OPTION B: BUY AN EXISTING ENTERPRISE
To buy an existing business, you should have financial resources in excess of $250,000 and the capability to lay in additional funds equal to approximately 50 percent of your down payment amount for working capital (after the close) before you start. You should also have the ability to go without a salary for at least six months; this should make you a reasonably qualified candidate to buy an operating business. This three-headed hydra of cash down, cash to carry, and no salary is a true litmus test. Running out of cash after purchase is the most overlooked stumbling block to building a successful business. Very few businesses allow the new owner to step into a smoothly running machine and pull down a $125,000 per annum salary to start. (See Chapter 9, “Buying an Existing Business.”)
Working capital: money available to run a business on a daily basis.
OPTION C: PURCHASING A FRANCHISE
Often overlooked (for good reason!) is the option to purchase a franchise. There are literally hundreds of fascinating options to consider. However, franchising is an industry full of pitfalls and endless fees, as you are tethered to the franchisor and dependent upon a corporation that is supplying you with knowledge, know-how, and a road map to success. Considering the risk factor and money needed, it is a compromise solution between a start-up and buying an enterprise as outlined above. As the franchise’s “proof of concept” has been supposedly laid out for you and your path to success defined by prior franchisee successes, many of the vagaries of expansion and its inherent risk have been allayed. You have a step-by-step process to follow and a cadre of experienced and successful franchisors who will steer you to victory.
Franchise: a contract between a company and a franchisee to operate a business under the company’s name and often guidance for a fee; for example, McDonald’s.
Franchisee: buyer of a franchise.
Franchisor: a company that sells franchises of its business.
But why, then, do 75 percent of franchisees end in dissatisfaction and dismay, as well as financial ruin?
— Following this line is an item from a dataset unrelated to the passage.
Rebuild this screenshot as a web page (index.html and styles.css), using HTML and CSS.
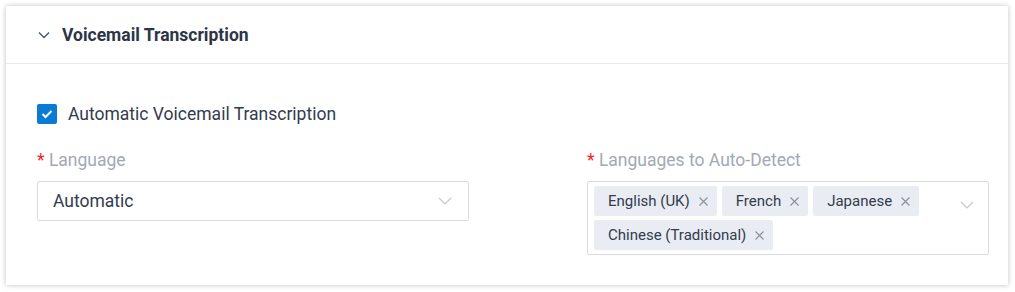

Running with the thundering herd of franchisees has great comfort, especially for the first-time buyer, but your upside is also usually limited. Your exit strategy and “cashing out” are often confined by the very people that sold you your business or are other franchisees. In the end, most buyers of franchises are disappointed at the net results of a sale of their enterprise, but they had much less risk to endure during their ownership cycle.
However, you may very well secure a spot in that 25 percent of franchisees that succeed with a solid game plan laid out by others. See Chapter 12, “Buying a Franchise,” to increase your odds if you feel this is the route for you.